Move over Edmund Wilson, you fat, bloated, Lenin-lovin', tax-hatin' wife beater (and semi-son of Red Bank, NJ, home also to Count Basie and a failed nightclub owned by Clarence Clemons)! There's a new Wilson in American letters–E.O. Wilson, and he's got more inclusive fitness in one pinky than Bunny did in his whole body.

The stories are here and here. Both deal with a new anthology dedicated to bio-criticism and both are interesting. And both pooh-pooh the prospects of the bio-crit school they report on. As literary grand poobah Frederick Crews tells the Globe: "My hunch is that the vein of evolutionary ore to be mined in literary study will prove to be rather thin." And he's a booster of sorts of this stuff. With that sort of attitude, it's a wonder man hisself has survived the age of pedal-powered, timber-sided automobiles. Go figure.
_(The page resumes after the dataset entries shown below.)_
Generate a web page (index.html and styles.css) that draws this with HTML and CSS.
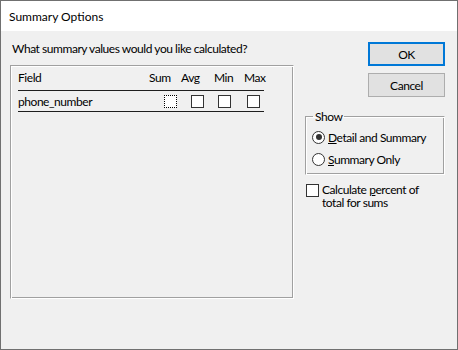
FILE: index.html
```html
<!DOCTYPE html>
<html lang="en">
<head>
  <meta charset="UTF-8" />
  <title>Summary Options</title>
  <link rel="stylesheet" href="styles.css">
</head>
<body>
  <div class="window">
    <div class="titlebar">Summary Options</div>
    <div class="content">
      <div class="left-col">
        <div class="prompt">What summary values would you like calculated?</div>
        <div class="frame">
          <div class="grid head">
            <span class="field-name">Field</span>
            <span class="col sum">Sum</span>
            <span class="col avg">Avg</span>
            <span class="col min">Min</span>
            <span class="col max">Max</span>
          </div>
          <div class="grid row">
            <span class="field-name">phone_number</span>
            <span class="col sum"><span class="check focused"></span></span>
            <span class="col avg"><span class="check"></span></span>
            <span class="col min"><span class="check"></span></span>
            <span class="col max"><span class="check"></span></span>
          </div>
        </div>
      </div>
      <div class="right-col">
        <button class="btn default">OK</button>
        <button class="btn">Cancel</button>
        <fieldset class="group">
          <legend>Show</legend>
          <div class="option"><span class="radio on"></span><span><u>D</u>etail and Summary</span></div>
          <div class="option"><span class="radio"></span><span><u>S</u>ummary Only</span></div>
        </fieldset>
        <div class="percent">
          <span class="check"></span>
          <span class="percent-text">Calculate <u>p</u>ercent of<br>total for sums</span>
        </div>
      </div>
    </div>
  </div>
</body>
</html>
```

FILE: styles.css
```css
body {
  margin: 0;
  background: #f0f0f0;
  font-family: 'Lato', 'Liberation Sans', sans-serif;
  font-size: 12px;
  letter-spacing: -0.45px;
  color: #000;
}

.window {
  width: 458px;
  height: 350px;
  box-sizing: border-box;
  border: 1px solid #707070;
  background: #f0f0f0;
}

.titlebar {
  height: 30px;
  background: #fff;
  padding-left: 8px;
  display: flex;
  align-items: center;
  letter-spacing: 0;
}

.content {
  display: flex;
  padding-left: 9px;
}

.left-col {
  width: 284px;
}

.prompt {
  margin-top: 10px;
  margin-bottom: 9px;
  padding-left: 2px;
  line-height: 15px;
}

.frame {
  width: 284px;
  height: 234px;
  box-sizing: border-box;
  border: 1px solid;
  border-color: #a0a0a0 #fff #fff #a0a0a0;
  box-shadow: inset 1px 1px #fff, inset -1px -1px #a0a0a0;
}

.grid {
  display: grid;
  grid-template-columns: 127px 33px 29px 30px 27px;
  width: 246px;
  margin-left: 7px;
  border-bottom: 1px solid #1e1e1e;
}

.head {
  padding-top: 4px;
  padding-bottom: 5px;
  line-height: 15px;
}

.row {
  height: 20px;
  align-items: center;
  line-height: 15px;
}

.head .sum { padding-left: 4px; }
.head .avg { padding-left: 3px; }
.head .min { padding-left: 7px; }
.head .max { padding-left: 7px; }

.row .col { display: flex; }
.row .sum .check { margin-left: 19px; }
.row .avg .check { margin-left: 13px; }
.row .min .check { margin-left: 11px; }
.row .max .check { margin-left: 10px; }

.check {
  display: inline-block;
  width: 13px;
  height: 13px;
  box-sizing: border-box;
  border: 1px solid #333;
  background: #fff;
  flex: none;
}

.check.focused {
  border: 1px dotted #000;
  box-shadow: inset 0 0 0 1px #fff;
}

.right-col {
  width: 140px;
  margin-left: 11px;
  margin-top: 11px;
  display: flex;
  flex-direction: column;
  align-items: flex-end;
}

.btn {
  width: 77px;
  height: 24px;
  margin: 0 0 7px 0;
  padding: 0;
  background: #e1e1e1;
  border: 1px solid #adadad;
  font-family: inherit;
  font-size: 12px;
  letter-spacing: inherit;
  color: #000;
}

.btn.default {
  border: 2px solid #0078d7;
}

.group {
  align-self: stretch;
  margin: 5px 0 0 0;
  padding: 2px 0 4px 6px;
  border: 1px solid;
  border-color: #a0a0a0 #fff #fff #a0a0a0;
  box-shadow: inset 1px 1px #fff, inset -1px -1px #a0a0a0;
}

.group legend {
  padding: 0 2px;
  margin-left: 1px;
  line-height: 15px;
}

.option {
  display: flex;
  align-items: center;
  height: 22px;
  gap: 3px;
}

.radio {
  width: 13px;
  height: 13px;
  box-sizing: border-box;
  border: 1px solid #333;
  border-radius: 50%;
  background: #fff;
  position: relative;
}

.radio.on::after {
  content: '';
  position: absolute;
  left: 2.5px;
  top: 2.5px;
  width: 6px;
  height: 6px;
  border-radius: 50%;
  background: #333;
}

.percent {
  align-self: stretch;
  display: flex;
  align-items: flex-start;
  gap: 3px;
  margin-top: 8px;
  padding-left: 1px;
}

.percent .check {
  margin-top: 1px;
}

.percent-text {
  line-height: 13px;
}
```
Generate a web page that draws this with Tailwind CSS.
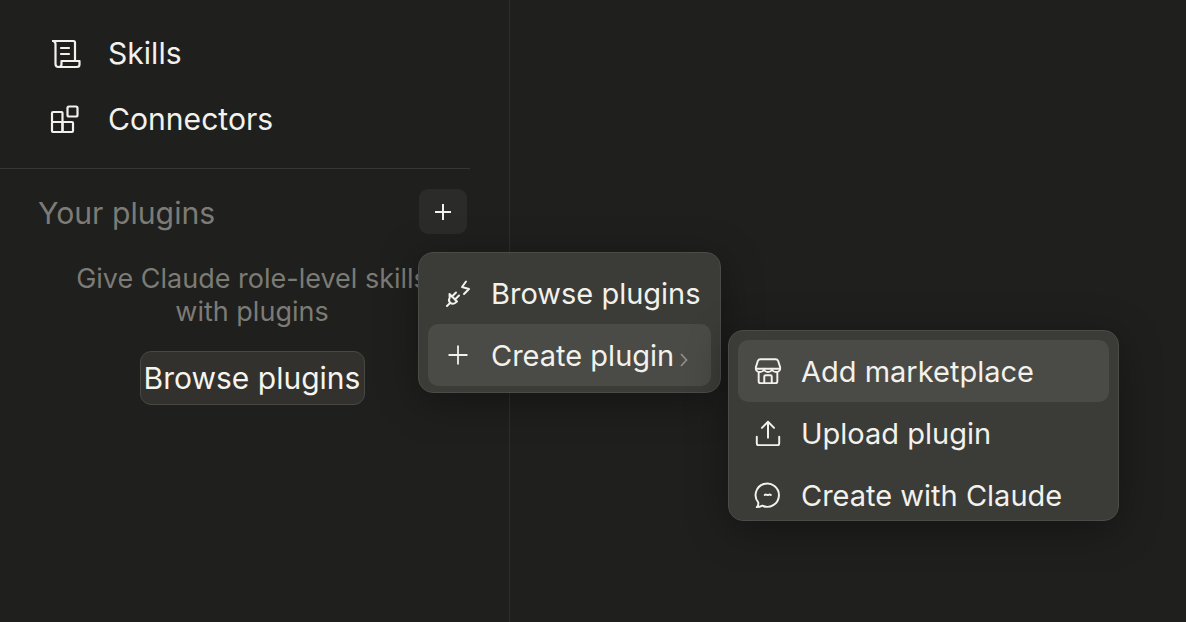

And if you're interested in this sort of thing, let me point out that Reason was on this beat years ago, climbing out of the water like some sort of precocious half-frog, half-snake with a tale titled "Darwin and Dickens: A new breed of literary crtitics is using evolution to explain literature–and to challenge intellectual orthodoxy."

And while Crews may be right about the long-term prospects of this stuff, there's no doubt that Joe Carroll's Evolution and Literary Theory, Bob Storey's Mimesis and the Human Animal, and anything by Ellen Dissanayake (to name a few works by early practitioners) are damn scintillating works of literary and cultural criticism.

When someone can tell me how Darwin can explain Herman Melville's Clarel, reported to be the longest poem in the English language by the one person who read past the first 100 lines and not uncoincidentally the most boring, then I'll become a true believer. Though to be fair, this goddamned pram will make a monkey out of Intelligent Design lunkheads too.